By Chloe Aiello
Inflated housing prices and long commute times in tech hubs nationwide is draining the life out of cities, Microsoft President Brad Smith told Cheddar Thursday following the company's announcement it would invest $500 million to address affordable housing and homelessness in and around Seattle, Wash.
"It's really sapping the vitality of our community. We recognize as a business we can only be successful if the community is successful. We need new steps, we took a new step today," Smith said.
Microsoft's ($MSFT) commitment includes $225 million invested at below market rate returns for middle-income housing, $250 million invested at market rate returns for low-income housing, as well as an additional $25 million for philanthropic grants to address homelessness. Most of the capital will be deployed within the next three years, according to the company, which is based in nearby Redmond, Wash.
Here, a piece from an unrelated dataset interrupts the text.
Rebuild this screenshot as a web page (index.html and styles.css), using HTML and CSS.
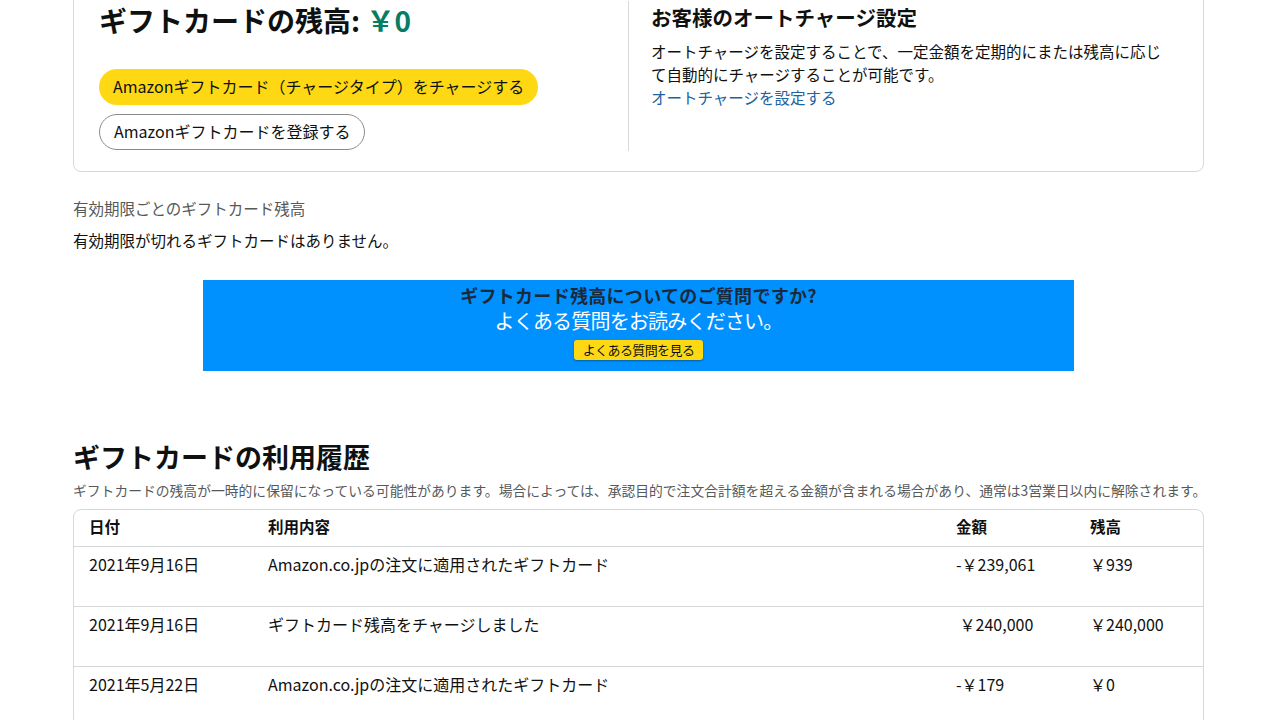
FILE: index.html
```
<!DOCTYPE html>
<html lang="ja">
<head>
    <meta charset="utf-8">
    <title>ギフトカード</title>
    <link rel="stylesheet" href="styles.css">
</head>
<body>
    <div class="page">
        <!-- Balance and auto charge -->
        <div class="balance-box">
            <div class="balance-left">
                <h1 class="balance-heading">ギフトカードの残高: <span class="amount">￥0</span></h1>
                <div class="btn-stack">
                    <a href="#" class="pill pill-yellow">Amazonギフトカード（チャージタイプ）をチャージする</a>
                    <a href="#" class="pill pill-outline">Amazonギフトカードを登録する</a>
                </div>
            </div>
            <div class="balance-right">
                <h2 class="auto-heading">お客様のオートチャージ設定</h2>
                <p class="auto-text">オートチャージを設定することで、一定金額を定期的にまたは残高に応じて自動的にチャージすることが可能です。</p>
                <a href="#" class="link">オートチャージを設定する</a>
            </div>
        </div>

        <div class="expiry">
            <p class="expiry-title">有効期限ごとのギフトカード残高</p>
            <p class="expiry-text">有効期限が切れるギフトカードはありません。</p>
        </div>

        <!-- FAQ banner -->
        <div class="faq-banner">
            <p class="faq-q">ギフトカード残高についてのご質問ですか?</p>
            <p class="faq-a">よくある質問をお読みください。</p>
            <a href="#" class="faq-btn">よくある質問を見る</a>
        </div>

        <!-- History -->
        <h2 class="history-heading">ギフトカードの利用履歴</h2>
        <p class="history-note">ギフトカードの残高が一時的に保留になっている可能性があります。場合によっては、承認目的で注文合計額を超える金額が含まれる場合があり、通常は3営業日以内に解除されます。</p>

        <div class="history-table">
            <div class="row head">
                <div class="c-date">日付</div>
                <div class="c-desc">利用内容</div>
                <div class="c-amt">金額</div>
                <div class="c-bal">残高</div>
            </div>
            <div class="row">
                <div class="c-date">2021年9月16日</div>
                <div class="c-desc">Amazon.co.jpの注文に適用されたギフトカード</div>
                <div class="c-amt">-￥239,061</div>
                <div class="c-bal">￥939</div>
            </div>
            <div class="row">
                <div class="c-date">2021年9月16日</div>
                <div class="c-desc">ギフトカード残高をチャージしました</div>
                <div class="c-amt">&nbsp;￥240,000</div>
                <div class="c-bal">￥240,000</div>
            </div>
            <div class="row">
                <div class="c-date">2021年5月22日</div>
                <div class="c-desc">Amazon.co.jpの注文に適用されたギフトカード</div>
                <div class="c-amt">-￥179</div>
                <div class="c-bal">￥0</div>
            </div>
        </div>
    </div>
</body>
</html>
```
FILE: styles.css
```
body {
    margin: 0;
    font-family: "Noto Sans CJK JP", "Noto Sans", sans-serif;
    color: #0f1111;
    background-color: #fff;
    font-size: 15.5px;
}

p {
    margin: 0;
}

.page {
    width: 1131px;
    margin: 0 0 0 73px;
}

/* Top card */
.balance-box {
    display: flex;
    margin-top: -12px;
    padding: 12px 24px 20px 25px;
    border: 1px solid #d5d9d9;
    border-radius: 8px;
    height: 150px;
}

.balance-left {
    width: 529px;
    flex-shrink: 0;
    border-right: 1px solid #d5d9d9;
    padding-top: 3px;
}

.balance-heading {
    font-size: 28px;
    font-weight: bold;
    margin: 0;
    line-height: 32px;
}

.amount {
    color: #067d62;
}

.btn-stack {
    display: flex;
    flex-direction: column;
    align-items: flex-start;
    gap: 9px;
    margin-top: 33px;
}

.pill {
    display: inline-block;
    height: 36px;
    line-height: 35px;
    padding: 0 14px;
    border-radius: 18px;
    color: #0f1111;
    text-decoration: none;
    font-size: 16px;
    box-sizing: border-box;
}

.pill-yellow {
    background-color: #ffd814;
}

.pill-outline {
    border: 1px solid #888c8c;
    line-height: 33px;
}

.balance-right {
    width: 515px;
    padding-left: 22px;
    padding-top: 2px;
}

.auto-heading {
    font-size: 20.5px;
    font-weight: bold;
    margin: 0 0 9px;
    line-height: 28px;
}

.auto-text {
    line-height: 23px;
}

.link {
    color: #2162a1;
    text-decoration: none;
    line-height: 23px;
}

/* Expiry */
.expiry {
    margin-top: 25px;
}

.expiry-title {
    color: #565959;
    line-height: 22px;
}

.expiry-text {
    margin-top: 10px;
    line-height: 22px;
}

/* FAQ banner */
.faq-banner {
    width: 871px;
    height: 91px;
    margin: 29px 0 0 130px;
    background-color: #0091ff;
    display: flex;
    flex-direction: column;
    align-items: center;
    box-sizing: border-box;
    padding-top: 3px;
}

.faq-q {
    font-size: 18px;
    font-weight: bold;
    color: #1a2a3a;
    line-height: 24px;
    letter-spacing: 0.3px;
}

.faq-a {
    font-size: 20px;
    color: #fff;
    line-height: 28px;
    letter-spacing: -0.8px;
}

.faq-btn {
    margin-top: 5px;
    background-color: #ffd814;
    color: #111;
    font-size: 13px;
    line-height: 20px;
    padding: 0 9px;
    border-radius: 3px;
    text-decoration: none;
    box-shadow: 0 1px 2px rgba(0, 0, 0, 0.35);
    letter-spacing: -0.6px;
}

/* History */
.history-heading {
    font-size: 27px;
    font-weight: bold;
    margin: 68px 0 0;
    line-height: 36px;
}

.history-note {
    font-size: 13.8px;
    color: #565959;
    margin-top: 6px;
    line-height: 18px;
    white-space: nowrap;
}

.history-table {
    margin-top: 10px;
    border: 1px solid #d5d9d9;
    border-radius: 8px;
}

.row {
    display: flex;
    height: 60px;
    border-top: 1px solid #d5d9d9;
    padding: 6px 15px 0;
    box-sizing: border-box;
    line-height: 22px;
    font-size: 16px;
}

.row.head {
    height: 36px;
    border-top: none;
    font-weight: bold;
    padding-top: 5px;
    font-size: 15.5px;
}

.c-date {
    width: 179px;
}

.c-desc {
    width: 688px;
}

.c-amt {
    width: 134px;
}

.c-bal {
    flex: 1;
}
```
"Here in Puget Sound, we are seeing something that we are seeing in a number of tech hubs across the country. Jobs have grown, people have moved in, but housing construction simply has not kept pace," Smith told Cheddar on Thursday. "We've seen big increases in housing prices and what it has really caused is pressure on low and middle-income families."
Due to the explosive growth of technology companies headquartered there, like Microsoft and Amazon ($AMZN), the median sale price of homes in the Seattle area have soared an estimated 98 percent from $354,000 in Nov. 2011 to $702,000 in Nov. 2018, according to Zillow.
"You really need a healthy community," Smith said. "A healthy community needs to have room for everybody to live from all economic backgrounds. A school where the teacher has to drive for two hours before walking into the building is not likely to be as successful as a school where the teacher lives half a mile away."
These housing issues aren't unique to Washington. Tech hubs nationwide have seen unprecedented growth, which has put a strain on lower and middle-income residents ー many of whom have been priced out of the areas and forced to endure longer commute times or in the worst cases, homelessness.
In some cases, companies have squashed efforts to combat these growing problems. In June, for example, Amazon pressured Seattle City Council to repeal a "head tax” that would have levied a per employee tax on businesses making more than $20 million, the Atlantic reported.
But others, like Microsoft and Salesforce ($CRM), have made serious efforts to help.
"I think to some degree, if you don't bring the community together, if you don't recognize you face a common problem and if you don't fashion a coherent or comprehensive strategy, you end up digging a hole," Smith said.